If some players want to play space pirates while the others want to play fantasy adventurers, that's also a problem that the rules can't fix.
Then you can try to facilitate communication and improve the group's dynamic, or you can leave, o you can endure it until the ucler is more painful than not playing would be.
Being the type of person to support Markism and the idea of the most good for the most people, I tend to support the notion that someone should just make a standard that you either have to play to or not play at all... then people who don't are asked to leave until they learn to play by the rules
*Marksism... I'm pretty sure that's still not right
If they're your friends, approach them as friends, not as players. Friends compromise and work together for the sake of friendship, and too often people forget that when they hit the table.
This doesn't really apply to fun in a social setting.
If I play total munchkin hack'n'slash with no regard to characterization, mental abilities or logic, while metagaming the heck out of a dungeon, there is absolutely no fun taken away from anybody else.
It can be applied, if you try hard enough. "Fun" is a finite resource, as defined by the most of it that can be had by a group of people on a person-by-person basis.

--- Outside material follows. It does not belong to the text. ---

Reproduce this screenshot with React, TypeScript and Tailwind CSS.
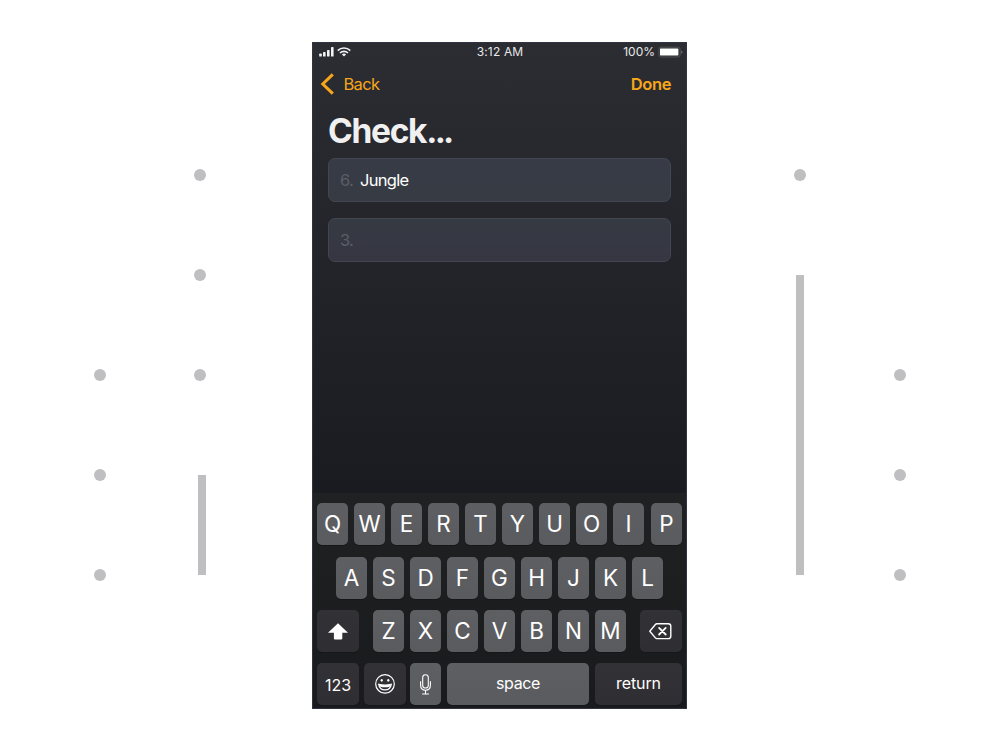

There's more 'fun' if more people are having fun. Ideally, you would do whatever makes the most people the most happy regardless of how miserable everyone else is because of it
@lisardggY Unless someone in the party play a pathfinder who knows his way in dungeons, but the player isn't quite as genre-savvy as you are. He could feel useless and have hard time having fun.
Because the concept that some people must be poor so that the rest can enjoy material wealth isn't actually a Marxist concept. It's a very capitalist one, actually.
And I believe that any social contract, like the one for roleplaying groups, must emphasize a minimization of (individual) suffering over a maximization of (overall group) enjoyment.
@lisardggY I disagree. So long as everyone is still having Fun, you can minimize the amount some people have (ex disallowing people to min-max characters) in order to increase the amount had by the group
So long as the amount I enjoy the game is great enough to prompt me to continue to do so, then I'm still having fun, even if something about the game that I dislike makes it more fun for five other people
The minute even one player passes over the threshold into not having fun (as opposed to "not having as much fun as theoretically possible), your whole system becomes invalid.
In your proposed system, reducing the overall amount of fun for the sake of keeping that one player over the line isn't a good thing, since it reduces the total fun had.
My proposed system is an extremist view. Much the same way the basis for a market demands that some people starve because they can't afford food, because the price set by the market is determined by supply and demand not by what people can afford
But again (since we're not utilitarianists and this is a social setting), this would mean the group would be behaving like jerks towards a friend, and shutting him out because he's not fun enough.